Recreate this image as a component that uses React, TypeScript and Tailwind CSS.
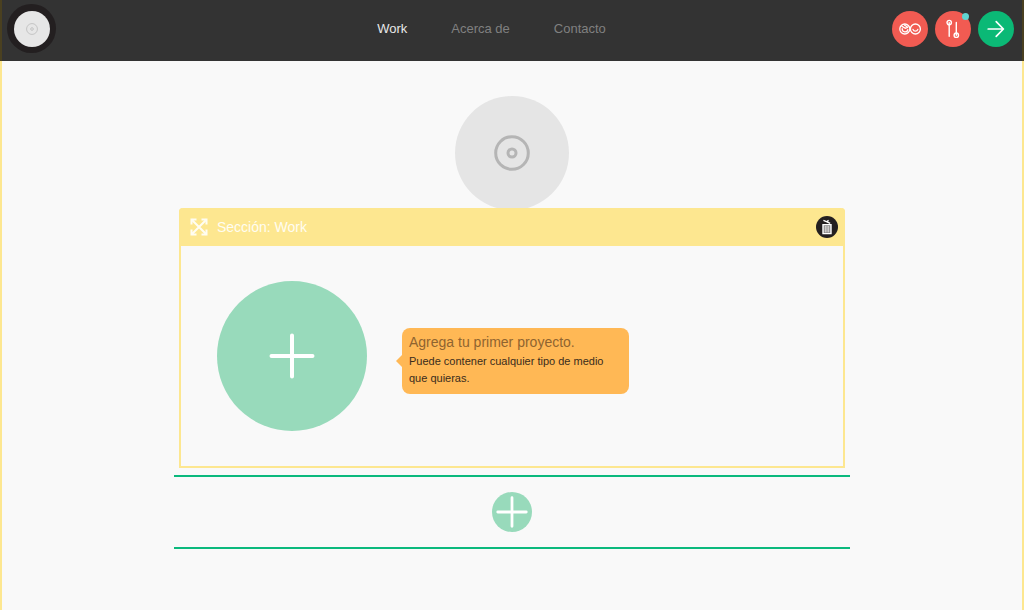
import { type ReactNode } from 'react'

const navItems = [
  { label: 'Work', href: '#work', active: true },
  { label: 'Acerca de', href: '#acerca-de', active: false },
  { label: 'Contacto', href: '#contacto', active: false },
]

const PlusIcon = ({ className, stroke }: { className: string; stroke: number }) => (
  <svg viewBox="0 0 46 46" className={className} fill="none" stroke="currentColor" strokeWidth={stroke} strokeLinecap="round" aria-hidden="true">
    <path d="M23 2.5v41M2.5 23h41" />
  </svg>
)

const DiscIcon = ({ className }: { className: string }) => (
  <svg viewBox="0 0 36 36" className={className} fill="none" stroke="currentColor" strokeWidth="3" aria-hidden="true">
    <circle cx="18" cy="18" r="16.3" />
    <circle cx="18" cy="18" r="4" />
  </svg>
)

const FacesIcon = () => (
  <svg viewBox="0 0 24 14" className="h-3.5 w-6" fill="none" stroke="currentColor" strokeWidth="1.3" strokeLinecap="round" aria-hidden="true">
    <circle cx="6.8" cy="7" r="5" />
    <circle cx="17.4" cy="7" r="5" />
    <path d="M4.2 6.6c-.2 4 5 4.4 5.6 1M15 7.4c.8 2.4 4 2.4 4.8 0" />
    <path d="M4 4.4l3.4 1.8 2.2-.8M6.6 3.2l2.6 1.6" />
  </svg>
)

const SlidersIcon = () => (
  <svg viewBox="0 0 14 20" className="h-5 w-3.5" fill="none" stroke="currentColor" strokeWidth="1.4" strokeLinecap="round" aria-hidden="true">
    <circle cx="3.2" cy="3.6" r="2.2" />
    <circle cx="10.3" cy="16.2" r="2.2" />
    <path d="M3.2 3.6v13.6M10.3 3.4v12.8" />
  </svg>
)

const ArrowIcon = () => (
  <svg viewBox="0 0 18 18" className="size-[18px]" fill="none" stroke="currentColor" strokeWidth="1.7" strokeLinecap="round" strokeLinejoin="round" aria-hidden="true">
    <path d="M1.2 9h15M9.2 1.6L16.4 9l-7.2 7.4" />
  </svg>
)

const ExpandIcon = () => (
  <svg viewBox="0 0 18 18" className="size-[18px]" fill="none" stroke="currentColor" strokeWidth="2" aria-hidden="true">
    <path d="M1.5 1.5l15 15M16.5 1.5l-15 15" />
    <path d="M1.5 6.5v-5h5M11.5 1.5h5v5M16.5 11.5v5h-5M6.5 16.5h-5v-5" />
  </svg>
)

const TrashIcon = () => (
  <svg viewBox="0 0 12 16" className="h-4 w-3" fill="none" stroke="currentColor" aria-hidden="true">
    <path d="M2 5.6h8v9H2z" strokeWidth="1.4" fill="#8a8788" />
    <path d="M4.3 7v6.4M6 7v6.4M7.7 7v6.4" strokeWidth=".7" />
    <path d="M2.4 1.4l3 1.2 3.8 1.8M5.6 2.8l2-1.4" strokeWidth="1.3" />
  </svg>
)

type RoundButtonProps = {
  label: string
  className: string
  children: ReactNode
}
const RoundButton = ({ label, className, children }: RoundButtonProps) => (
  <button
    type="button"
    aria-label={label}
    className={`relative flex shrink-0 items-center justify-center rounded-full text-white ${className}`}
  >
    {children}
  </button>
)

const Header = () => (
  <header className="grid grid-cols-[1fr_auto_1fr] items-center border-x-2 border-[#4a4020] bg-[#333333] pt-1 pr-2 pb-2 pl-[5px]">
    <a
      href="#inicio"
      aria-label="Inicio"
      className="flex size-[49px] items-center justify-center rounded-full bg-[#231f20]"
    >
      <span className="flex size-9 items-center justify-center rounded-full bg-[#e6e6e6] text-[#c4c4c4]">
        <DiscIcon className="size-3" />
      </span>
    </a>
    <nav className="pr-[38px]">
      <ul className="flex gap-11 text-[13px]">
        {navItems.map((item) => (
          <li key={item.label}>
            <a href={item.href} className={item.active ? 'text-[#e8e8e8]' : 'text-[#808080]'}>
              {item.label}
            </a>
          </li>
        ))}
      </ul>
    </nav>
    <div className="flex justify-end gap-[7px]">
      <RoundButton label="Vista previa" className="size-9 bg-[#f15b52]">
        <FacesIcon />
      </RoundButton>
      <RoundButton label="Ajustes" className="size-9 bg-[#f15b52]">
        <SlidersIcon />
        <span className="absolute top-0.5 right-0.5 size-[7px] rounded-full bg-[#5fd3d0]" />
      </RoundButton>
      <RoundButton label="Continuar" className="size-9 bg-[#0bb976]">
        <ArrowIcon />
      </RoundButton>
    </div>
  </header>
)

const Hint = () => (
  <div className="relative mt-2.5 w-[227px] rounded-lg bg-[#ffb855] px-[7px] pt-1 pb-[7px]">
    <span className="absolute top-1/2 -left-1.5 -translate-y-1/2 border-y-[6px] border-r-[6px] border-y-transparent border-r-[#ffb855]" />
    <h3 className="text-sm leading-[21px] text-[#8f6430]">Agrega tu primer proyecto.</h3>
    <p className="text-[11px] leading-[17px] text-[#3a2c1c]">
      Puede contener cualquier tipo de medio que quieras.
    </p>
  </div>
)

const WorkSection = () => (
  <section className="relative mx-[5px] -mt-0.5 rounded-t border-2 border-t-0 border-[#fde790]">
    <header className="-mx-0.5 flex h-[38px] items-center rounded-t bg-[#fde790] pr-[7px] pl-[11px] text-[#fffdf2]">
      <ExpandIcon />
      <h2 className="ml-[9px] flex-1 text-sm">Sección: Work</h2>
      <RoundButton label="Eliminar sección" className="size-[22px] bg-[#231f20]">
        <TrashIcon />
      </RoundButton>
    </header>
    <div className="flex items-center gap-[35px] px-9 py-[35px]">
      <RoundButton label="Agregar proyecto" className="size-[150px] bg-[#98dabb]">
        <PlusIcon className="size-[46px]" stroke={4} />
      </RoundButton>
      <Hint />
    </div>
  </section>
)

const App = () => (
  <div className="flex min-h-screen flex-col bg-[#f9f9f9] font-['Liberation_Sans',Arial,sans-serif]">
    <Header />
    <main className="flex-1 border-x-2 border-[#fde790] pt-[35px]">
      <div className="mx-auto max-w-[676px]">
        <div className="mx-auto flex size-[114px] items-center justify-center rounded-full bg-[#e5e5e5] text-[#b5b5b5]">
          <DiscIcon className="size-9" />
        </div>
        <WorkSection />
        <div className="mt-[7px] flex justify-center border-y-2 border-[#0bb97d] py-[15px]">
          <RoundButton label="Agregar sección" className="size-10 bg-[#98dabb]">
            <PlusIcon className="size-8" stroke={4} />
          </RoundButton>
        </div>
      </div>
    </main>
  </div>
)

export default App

Brief: Copy the material above exactly and drop the pictures.

Answer to the task:
Recreate this image as a component that uses React, TypeScript and Tailwind CSS.
import { type ReactNode } from 'react'

const navItems = [
  { label: 'Work', href: '#work', active: true },
  { label: 'Acerca de', href: '#acerca-de', active: false },
  { label: 'Contacto', href: '#contacto', active: false },
]

const PlusIcon = ({ className, stroke }: { className: string; stroke: number }) => (
  <svg viewBox="0 0 46 46" className={className} fill="none" stroke="currentColor" strokeWidth={stroke} strokeLinecap="round" aria-hidden="true">
    <path d="M23 2.5v41M2.5 23h41" />
  </svg>
)

const DiscIcon = ({ className }: { className: string }) => (
  <svg viewBox="0 0 36 36" className={className} fill="none" stroke="currentColor" strokeWidth="3" aria-hidden="true">
    <circle cx="18" cy="18" r="16.3" />
    <circle cx="18" cy="18" r="4" />
  </svg>
)

const FacesIcon = () => (
  <svg viewBox="0 0 24 14" className="h-3.5 w-6" fill="none" stroke="currentColor" strokeWidth="1.3" strokeLinecap="round" aria-hidden="true">
    <circle cx="6.8" cy="7" r="5" />
    <circle cx="17.4" cy="7" r="5" />
    <path d="M4.2 6.6c-.2 4 5 4.4 5.6 1M15 7.4c.8 2.4 4 2.4 4.8 0" />
    <path d="M4 4.4l3.4 1.8 2.2-.8M6.6 3.2l2.6 1.6" />
  </svg>
)

const SlidersIcon = () => (
  <svg viewBox="0 0 14 20" className="h-5 w-3.5" fill="none" stroke="currentColor" strokeWidth="1.4" strokeLinecap="round" aria-hidden="true">
    <circle cx="3.2" cy="3.6" r="2.2" />
    <circle cx="10.3" cy="16.2" r="2.2" />
    <path d="M3.2 3.6v13.6M10.3 3.4v12.8" />
  </svg>
)

const ArrowIcon = () => (
  <svg viewBox="0 0 18 18" className="size-[18px]" fill="none" stroke="currentColor" strokeWidth="1.7" strokeLinecap="round" strokeLinejoin="round" aria-hidden="true">
    <path d="M1.2 9h15M9.2 1.6L16.4 9l-7.2 7.4" />
  </svg>
)

const ExpandIcon = () => (
  <svg viewBox="0 0 18 18" className="size-[18px]" fill="none" stroke="currentColor" strokeWidth="2" aria-hidden="true">
    <path d="M1.5 1.5l15 15M16.5 1.5l-15 15" />
    <path d="M1.5 6.5v-5h5M11.5 1.5h5v5M16.5 11.5v5h-5M6.5 16.5h-5v-5" />
  </svg>
)

const TrashIcon = () => (
  <svg viewBox="0 0 12 16" className="h-4 w-3" fill="none" stroke="currentColor" aria-hidden="true">
    <path d="M2 5.6h8v9H2z" strokeWidth="1.4" fill="#8a8788" />
    <path d="M4.3 7v6.4M6 7v6.4M7.7 7v6.4" strokeWidth=".7" />
    <path d="M2.4 1.4l3 1.2 3.8 1.8M5.6 2.8l2-1.4" strokeWidth="1.3" />
  </svg>
)

type RoundButtonProps = {
  label: string
  className: string
  children: ReactNode
}
const RoundButton = ({ label, className, children }: RoundButtonProps) => (
  <button
    type="button"
    aria-label={label}
    className={`relative flex shrink-0 items-center justify-center rounded-full text-white ${className}`}
  >
    {children}
  </button>
)

const Header = () => (
  <header className="grid grid-cols-[1fr_auto_1fr] items-center border-x-2 border-[#4a4020] bg-[#333333] pt-1 pr-2 pb-2 pl-[5px]">
    <a
      href="#inicio"
      aria-label="Inicio"
      className="flex size-[49px] items-center justify-center rounded-full bg-[#231f20]"
    >
      <span className="flex size-9 items-center justify-center rounded-full bg-[#e6e6e6] text-[#c4c4c4]">
        <DiscIcon className="size-3" />
      </span>
    </a>
    <nav className="pr-[38px]">
      <ul className="flex gap-11 text-[13px]">
        {navItems.map((item) => (
          <li key={item.label}>
            <a href={item.href} className={item.active ? 'text-[#e8e8e8]' : 'text-[#808080]'}>
              {item.label}
            </a>
          </li>
        ))}
      </ul>
    </nav>
    <div className="flex justify-end gap-[7px]">
      <RoundButton label="Vista previa" className="size-9 bg-[#f15b52]">
        <FacesIcon />
      </RoundButton>
      <RoundButton label="Ajustes" className="size-9 bg-[#f15b52]">
        <SlidersIcon />
        <span className="absolute top-0.5 right-0.5 size-[7px] rounded-full bg-[#5fd3d0]" />
      </RoundButton>
      <RoundButton label="Continuar" className="size-9 bg-[#0bb976]">
        <ArrowIcon />
      </RoundButton>
    </div>
  </header>
)

const Hint = () => (
  <div className="relative mt-2.5 w-[227px] rounded-lg bg-[#ffb855] px-[7px] pt-1 pb-[7px]">
    <span className="absolute top-1/2 -left-1.5 -translate-y-1/2 border-y-[6px] border-r-[6px] border-y-transparent border-r-[#ffb855]" />
    <h3 className="text-sm leading-[21px] text-[#8f6430]">Agrega tu primer proyecto.</h3>
    <p className="text-[11px] leading-[17px] text-[#3a2c1c]">
      Puede contener cualquier tipo de medio que quieras.
    </p>
  </div>
)

const WorkSection = () => (
  <section className="relative mx-[5px] -mt-0.5 rounded-t border-2 border-t-0 border-[#fde790]">
    <header className="-mx-0.5 flex h-[38px] items-center rounded-t bg-[#fde790] pr-[7px] pl-[11px] text-[#fffdf2]">
      <ExpandIcon />
      <h2 className="ml-[9px] flex-1 text-sm">Sección: Work</h2>
      <RoundButton label="Eliminar sección" className="size-[22px] bg-[#231f20]">
        <TrashIcon />
      </RoundButton>
    </header>
    <div className="flex items-center gap-[35px] px-9 py-[35px]">
      <RoundButton label="Agregar proyecto" className="size-[150px] bg-[#98dabb]">
        <PlusIcon className="size-[46px]" stroke={4} />
      </RoundButton>
      <Hint />
    </div>
  </section>
)

const App = () => (
  <div className="flex min-h-screen flex-col bg-[#f9f9f9] font-['Liberation_Sans',Arial,sans-serif]">
    <Header />
    <main className="flex-1 border-x-2 border-[#fde790] pt-[35px]">
      <div className="mx-auto max-w-[676px]">
        <div className="mx-auto flex size-[114px] items-center justify-center rounded-full bg-[#e5e5e5] text-[#b5b5b5]">
          <DiscIcon className="size-9" />
        </div>
        <WorkSection />
        <div className="mt-[7px] flex justify-center border-y-2 border-[#0bb97d] py-[15px]">
          <RoundButton label="Agregar sección" className="size-10 bg-[#98dabb]">
            <PlusIcon className="size-8" stroke={4} />
          </RoundButton>
        </div>
      </div>
    </main>
  </div>
)

export default App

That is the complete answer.